▶ [YOUR OBJECTIVE] Go through the material below and copy each line where the word "index" appears.

▶ [GIVEN INFORMATION]
◇ ◇ ◇ ◇ ◇

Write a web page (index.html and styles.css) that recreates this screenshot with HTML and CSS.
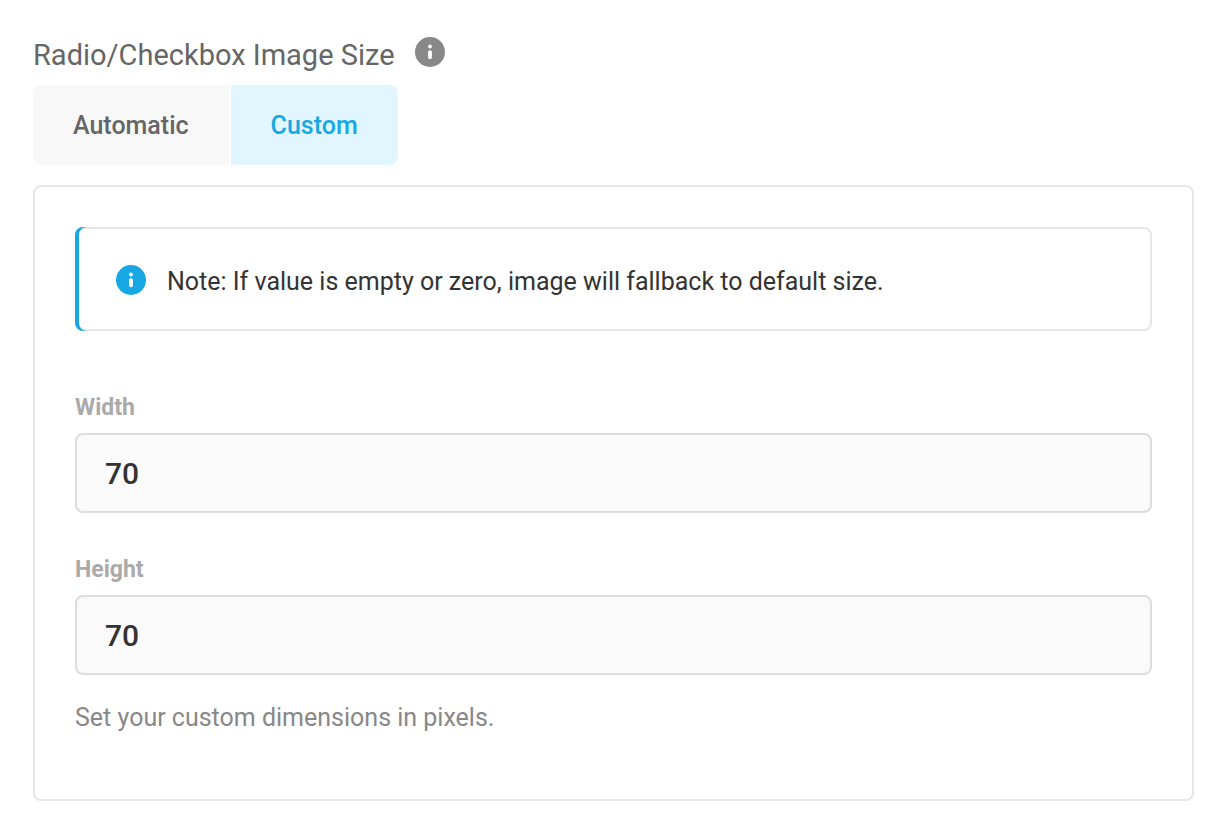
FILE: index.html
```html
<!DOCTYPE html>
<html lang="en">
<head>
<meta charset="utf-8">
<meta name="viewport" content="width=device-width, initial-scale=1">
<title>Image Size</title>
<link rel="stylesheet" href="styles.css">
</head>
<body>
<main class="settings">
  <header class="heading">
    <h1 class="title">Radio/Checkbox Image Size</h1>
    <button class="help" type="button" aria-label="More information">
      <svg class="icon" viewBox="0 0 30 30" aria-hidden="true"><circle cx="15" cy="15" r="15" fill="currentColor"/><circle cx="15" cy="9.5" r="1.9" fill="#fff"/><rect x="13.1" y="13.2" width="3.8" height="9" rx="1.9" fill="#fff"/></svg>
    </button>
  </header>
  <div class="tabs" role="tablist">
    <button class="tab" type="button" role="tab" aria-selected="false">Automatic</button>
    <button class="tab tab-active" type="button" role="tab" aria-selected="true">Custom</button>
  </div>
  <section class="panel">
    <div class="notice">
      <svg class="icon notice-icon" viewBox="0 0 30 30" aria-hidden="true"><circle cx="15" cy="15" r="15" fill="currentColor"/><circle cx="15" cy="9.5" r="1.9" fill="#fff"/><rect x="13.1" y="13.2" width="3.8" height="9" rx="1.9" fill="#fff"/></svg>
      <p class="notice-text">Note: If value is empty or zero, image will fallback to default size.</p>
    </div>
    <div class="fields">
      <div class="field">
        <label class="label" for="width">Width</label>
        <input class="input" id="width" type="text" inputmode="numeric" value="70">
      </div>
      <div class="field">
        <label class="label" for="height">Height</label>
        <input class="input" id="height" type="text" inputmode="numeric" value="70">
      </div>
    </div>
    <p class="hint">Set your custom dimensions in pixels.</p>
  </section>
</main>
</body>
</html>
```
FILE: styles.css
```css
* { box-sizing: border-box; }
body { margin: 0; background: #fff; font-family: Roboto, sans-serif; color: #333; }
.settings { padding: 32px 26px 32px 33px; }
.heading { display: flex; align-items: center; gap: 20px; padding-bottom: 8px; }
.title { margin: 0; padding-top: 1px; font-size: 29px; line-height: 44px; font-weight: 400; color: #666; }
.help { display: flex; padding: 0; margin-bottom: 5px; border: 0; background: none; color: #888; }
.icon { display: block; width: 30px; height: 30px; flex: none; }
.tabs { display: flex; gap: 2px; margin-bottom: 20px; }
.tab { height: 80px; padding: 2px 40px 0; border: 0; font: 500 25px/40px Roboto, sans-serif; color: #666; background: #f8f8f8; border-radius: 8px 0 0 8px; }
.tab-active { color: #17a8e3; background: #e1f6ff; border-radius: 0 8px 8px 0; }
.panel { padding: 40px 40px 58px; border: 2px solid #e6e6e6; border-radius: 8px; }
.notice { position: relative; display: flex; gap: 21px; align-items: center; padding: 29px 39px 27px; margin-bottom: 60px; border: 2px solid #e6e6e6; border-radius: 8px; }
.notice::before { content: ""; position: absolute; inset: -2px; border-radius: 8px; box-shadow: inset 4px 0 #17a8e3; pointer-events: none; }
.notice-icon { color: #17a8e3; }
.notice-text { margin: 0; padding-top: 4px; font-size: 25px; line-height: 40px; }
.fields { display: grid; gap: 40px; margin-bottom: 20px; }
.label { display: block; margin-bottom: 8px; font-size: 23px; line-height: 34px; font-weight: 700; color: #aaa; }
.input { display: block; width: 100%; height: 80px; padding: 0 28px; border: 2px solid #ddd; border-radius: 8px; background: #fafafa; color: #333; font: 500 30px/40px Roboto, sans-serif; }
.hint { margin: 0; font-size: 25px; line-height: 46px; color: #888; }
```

◇ ◇ ◇ ◇ ◇

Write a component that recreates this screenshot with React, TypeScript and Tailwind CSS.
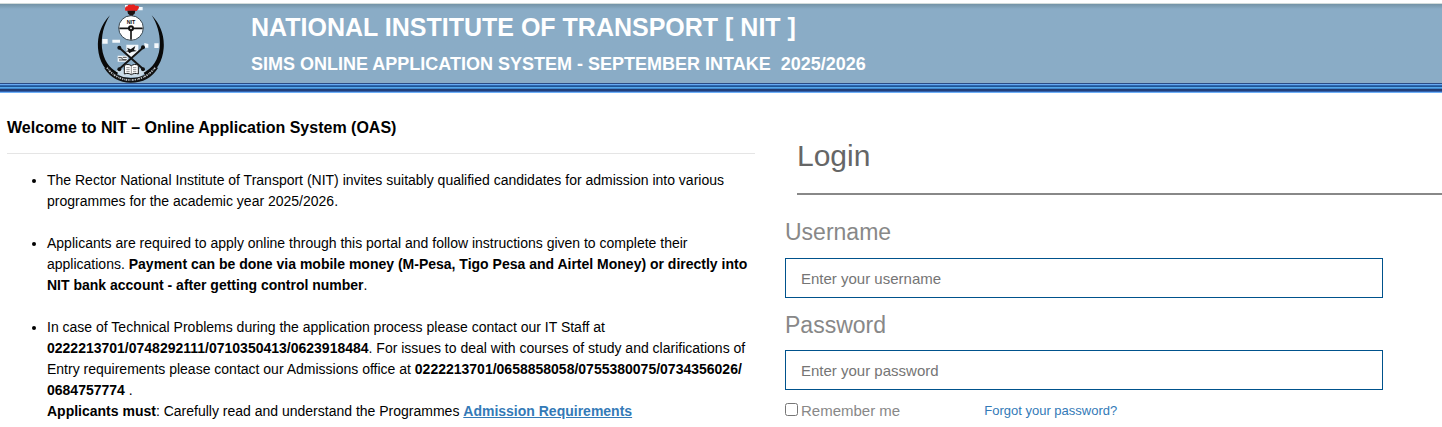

◇ ◇ ◇ ◇ ◇

▶ [EXPECTED ANSWER]
Write a web page (index.html and styles.css) that recreates this screenshot with HTML and CSS.
FILE: index.html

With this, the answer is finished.